Why does my program get stuck under Helgrind but not when run normally?

Helgrind is a happens-before based data race detection tool. It uses the valgrind instrumentation engine to add monitoring code to the program code as it executes.

However, the valgrind engine is not implemented to support multiple threads running concurrently --- it's not thread safe. Even though the user program may run multiple threads (otherwise, Helgrind would be useless), valgrind is only able to run one thread at a time because its internal data structures (the instrumentation engine, and the instrumented code itself) are not designed for multiple threads to run concurrently.

Valgrind ensures that only one thread is running at a time using a lock, more specifically, a Linux pthread_mutex_t regular mutex. That is, each thread must hold this single lock while executing code, and periodically the thread will drop this lock to give other threads a chance to execute for a bit. The thread then reacquires the lock to continue.

This is where the problem arises: dropping a lock, then reacquiring it, does not guarantee that in fact other threads waiting on that lock get it before the thread reacquiring it, due to the "unfair" nature of Linux's mutexes.
In fact, this is what tends to happen, typically in scenarios where the thread never moves into the BLOCKED state (that is, it's busy waiting on something, or for other reasons running in an infinite loop). In that scenario, valgrind's default mechanism fails: the other threads will never get the lock to run for a bit.

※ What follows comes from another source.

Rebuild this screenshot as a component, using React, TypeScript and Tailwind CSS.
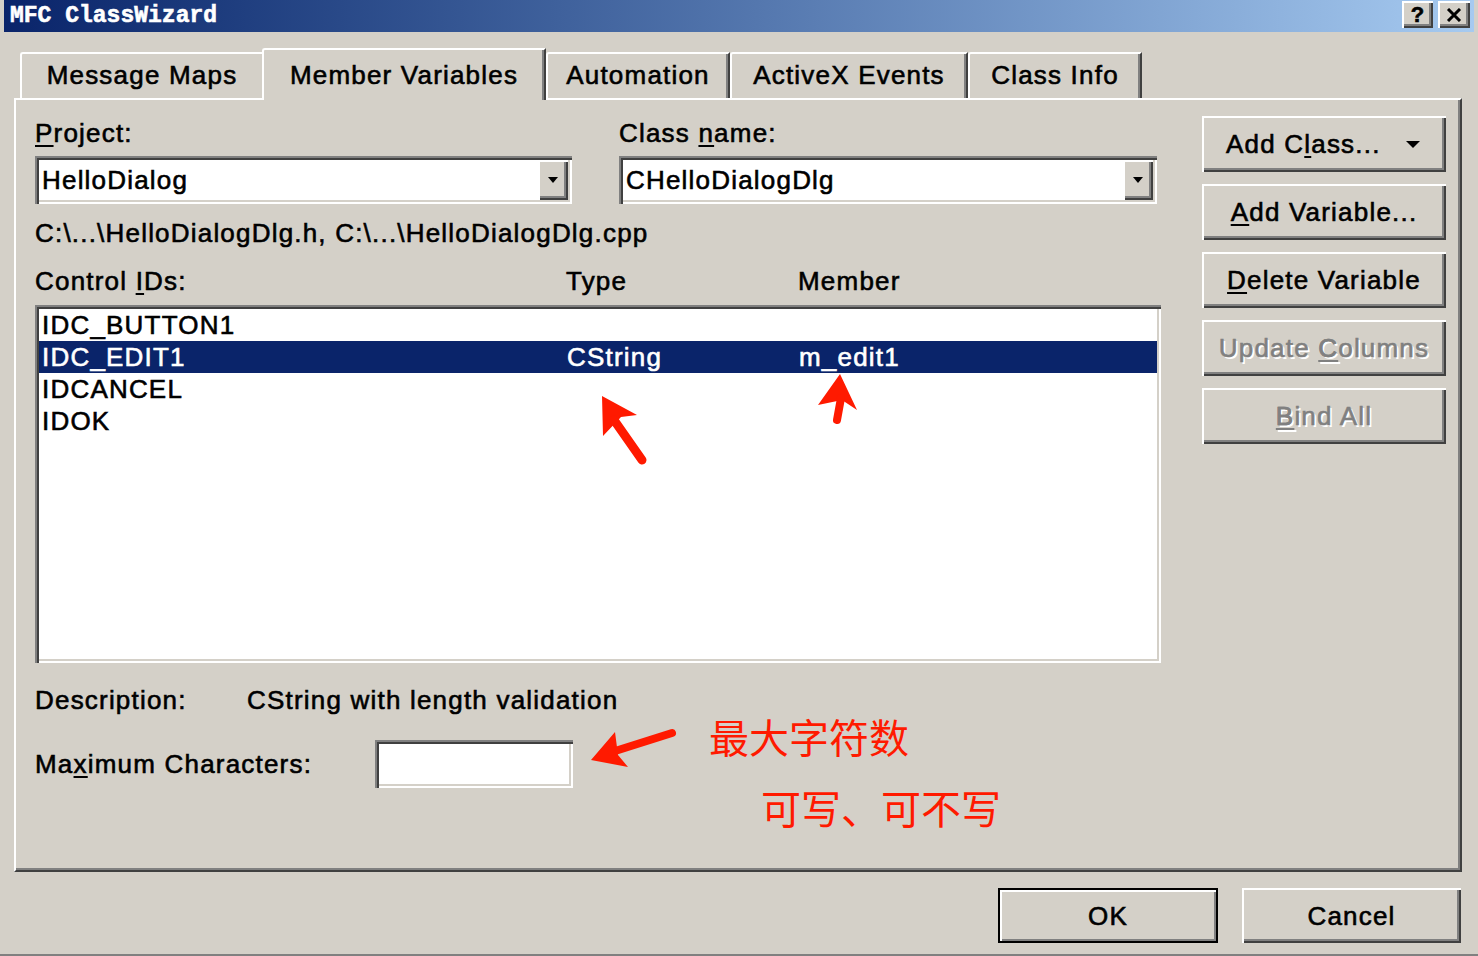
import React from 'react';

const raised = 'shadow-[inset_2px_2px_0_#ffffff,inset_-2px_-2px_0_#404040,inset_-4px_-4px_0_#808080]';
const sunken = 'shadow-[inset_2px_2px_0_#808080,inset_4px_4px_0_#404040,inset_-2px_-2px_0_#ffffff,inset_-4px_-4px_0_#d4d0c8]';

function Arrow({ w = 10, h = 6 }: { w?: number; h?: number }) {
  return (
    <svg width={w} height={h} viewBox={`0 0 ${w} ${h}`}>
      <polygon points={`0,0 ${w},0 ${w / 2},${h}`} fill="#000" />
    </svg>
  );
}

function Combo({ value }: { value: string }) {
  return (
    <div className={`flex h-[48px] items-center bg-white pl-[7px] pr-[4px] ${sunken}`}>
      <span className="flex-1">{value}</span>
      <div className={`flex h-[40px] w-[30px] items-center justify-center bg-[#d4d0c8] ${raised}`}>
        <Arrow />
      </div>
    </div>
  );
}

function SideButton({ children, disabled }: { children: React.ReactNode; disabled?: boolean }) {
  return (
    <div
      className={`flex h-[56px] w-[244px] items-center justify-center ${raised} ${
        disabled ? 'text-[#808080] [text-shadow:2px_2px_0_#ffffff]' : ''
      }`}
    >
      <span>{children}</span>
    </div>
  );
}

const U = ({ children }: { children: React.ReactNode }) => (
  <u className="underline decoration-[2px] underline-offset-[3px]">{children}</u>
);

export default function App() {
  const rows = [
    { id: 'IDC_BUTTON1', type: '', member: '', selected: false },
    { id: 'IDC_EDIT1', type: 'CString', member: 'm_edit1', selected: true },
    { id: 'IDCANCEL', type: '', member: '', selected: false },
    { id: 'IDOK', type: '', member: '', selected: false },
  ];

  return (
    <div className="relative h-[956px] w-[1478px] overflow-hidden border-b-2 border-[#808080] bg-[#d4d0c8] font-['Liberation_Sans',Arial,sans-serif] text-[26px] leading-[30px] tracking-[1.2px] text-black [-webkit-text-stroke:0.6px]">
      {/* title bar */}
      <div className="ml-[4px] flex h-[32px] w-[1470px] bg-linear-to-r from-[#0a246a] to-[#a6caf0] pl-[6px] pr-[4px]">
        <span className="self-center font-['Liberation_Mono',monospace] text-[23px] font-bold leading-none tracking-normal text-white">
          MFC ClassWizard
        </span>
        <div className="ml-auto flex gap-[5px] pt-[1px]">
          <div className={`flex h-[27px] w-[31px] items-center justify-center bg-[#d4d0c8] text-[22px] font-bold leading-none tracking-normal ${raised}`}>
            ?
          </div>
          <div className={`flex h-[27px] w-[32px] items-center justify-center bg-[#d4d0c8] ${raised}`}>
            <svg width="16" height="14" viewBox="0 0 16 14">
              <path d="M2 1 L14 13 M14 1 L2 13" stroke="#000" strokeWidth="3" />
            </svg>
          </div>
        </div>
      </div>

      {/* tabs */}
      <div className="relative z-10 mt-[16px] flex h-[50px] items-end pl-[20px]">
        <div className="flex h-[46px] w-[242px] items-center justify-center rounded-tl-[3px] border-l-2 border-t-2 border-white pb-[2px]">
          Message Maps
        </div>
        <div className="-mb-[2px] flex h-[52px] w-[284px] items-center justify-center rounded-tl-[3px] border-l-2 border-r-2 border-t-2 border-white border-r-[#404040] bg-[#d4d0c8] shadow-[inset_-2px_0_0_#808080]">
          Member Variables
        </div>
        <div className="flex h-[46px] w-[184px] items-center justify-center rounded-tl-[3px] border-l-2 border-r-2 border-t-2 border-white border-r-[#404040] pb-[2px] shadow-[inset_-2px_0_0_#808080]">
          Automation
        </div>
        <div className="flex h-[46px] w-[238px] items-center justify-center rounded-tl-[3px] border-l-2 border-r-2 border-t-2 border-white border-r-[#404040] pb-[2px] shadow-[inset_-2px_0_0_#808080]">
          ActiveX Events
        </div>
        <div className="flex h-[46px] w-[174px] items-center justify-center rounded-tl-[3px] border-l-2 border-r-2 border-t-2 border-white border-r-[#404040] pb-[2px] shadow-[inset_-2px_0_0_#808080]">
          Class Info
        </div>
      </div>

      {/* tab panel */}
      <div className="ml-[14px] flex h-[774px] w-[1448px] border-2 border-white border-b-[#404040] border-r-[#404040] shadow-[inset_-2px_-2px_0_#808080]">
        <div className="w-[1145px] pl-[19px] pt-[18px]">
          <div className="flex gap-[47px]">
            <div className="w-[537px]">
              <div>
                <U>P</U>roject:
              </div>
              <div className="mt-[8px]">
                <Combo value="HelloDialog" />
              </div>
            </div>
            <div className="w-[538px]">
              <div>
                Class <U>n</U>ame:
              </div>
              <div className="mt-[8px]">
                <Combo value="CHelloDialogDlg" />
              </div>
            </div>
          </div>

          <div className="mt-[14px]">C:\...\HelloDialogDlg.h, C:\...\HelloDialogDlg.cpp</div>

          <div className="mt-[18px] grid grid-cols-[531px_232px_1fr]">
            <div>
              Control <U>I</U>Ds:
            </div>
            <div>Type</div>
            <div>Member</div>
          </div>

          <div className={`mt-[9px] h-[358px] w-[1126px] bg-white px-[4px] pt-[4px] ${sunken}`}>
            {rows.map((r) => (
              <div
                key={r.id}
                className={`grid h-[32px] grid-cols-[525px_232px_1fr] items-center pl-[3px] ${
                  r.selected ? 'bg-[#0a246a] text-white' : ''
                }`}
              >
                <span>{r.id}</span>
                <span>{r.type}</span>
                <span>{r.member}</span>
              </div>
            ))}
          </div>

          <div className="mt-[22px] flex">
            <span className="w-[212px]">Description:</span>
            <span>CString with length validation</span>
          </div>

          <div className="mt-[25px] flex items-center">
            <span className="w-[340px]">
              Ma<U>x</U>imum Characters:
            </span>
            <div className={`h-[48px] w-[198px] bg-white ${sunken}`} />
          </div>
        </div>

        <div className="ml-auto flex flex-col gap-[12px] pr-[14px] pt-[16px]">
          <div className={`flex h-[56px] w-[244px] items-center justify-between pl-[24px] pr-[26px] ${raised}`}>
            <span>
              Add C<U>l</U>ass...
            </span>
            <Arrow w={14} h={7} />
          </div>
          <SideButton>
            <U>A</U>dd Variable...
          </SideButton>
          <SideButton>
            <U>D</U>elete Variable
          </SideButton>
          <SideButton disabled>
            Update <U>C</U>olumns
          </SideButton>
          <SideButton disabled>
            <U>B</U>ind All
          </SideButton>
        </div>
      </div>

      {/* dialog buttons */}
      <div className="mt-[16px] flex justify-end gap-[24px] pr-[17px]">
        <div className="flex h-[55px] w-[220px] items-center justify-center border-2 border-black shadow-[inset_2px_2px_0_#ffffff,inset_-2px_-2px_0_#808080]">
          OK
        </div>
        <div className={`flex h-[55px] w-[219px] items-center justify-center ${raised}`}>Cancel</div>
      </div>

      {/* red annotations */}
      <svg className="pointer-events-none absolute left-0 top-0" width="1478" height="956" viewBox="0 0 1478 956">
        <g fill="#ff1a00" stroke="#ff1a00" strokeLinecap="round">
          <polygon points="602,396 637,415 621,417 603,436" stroke="none" />
          <line x1="614" y1="420" x2="642" y2="460" strokeWidth="9" />
          <polygon points="840,374 857,410 842,400 818,405" stroke="none" />
          <line x1="841" y1="398" x2="837" y2="420" strokeWidth="8" />
          <polygon points="591,760 615,732 618,755 628,767" stroke="none" />
          <line x1="612" y1="752" x2="672" y2="733" strokeWidth="8" />
        </g>
      </svg>
      <span className="absolute left-[709px] top-[714px] font-['Noto_Sans_CJK_SC',sans-serif] text-[40px] leading-[44px] tracking-normal text-[#ff1a00] [-webkit-text-stroke:0px]">
        最大字符数
      </span>
      <span className="absolute left-[761px] top-[785px] font-['Noto_Sans_CJK_SC',sans-serif] text-[40px] leading-[44px] tracking-normal text-[#ff1a00] [-webkit-text-stroke:0px]">
        可写、可不写
      </span>
    </div>
  );
}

Fortunately, valgrind added a facility that overcomes the unfairness of Linux's mutexes and forces the threads to actually take turns. It is invoked by adding

valgrind --tool=helgrind --fair-sched=yes ....

You will need to use this flag to debug code where you have threads that do not give up the CPU, such as in one stage of the current version of ex3. Conversely, if you find yourself needing this flag in p2, you know you are doing something wrong since the worker threads should not normally be busy waiting.

Side Note: one of the amazing properties of happens-before based data race detection algorithms is that they can detect data races even under an execution regime in which the data race will not actually manifest (due to the serialized nature of execution inside valgrind).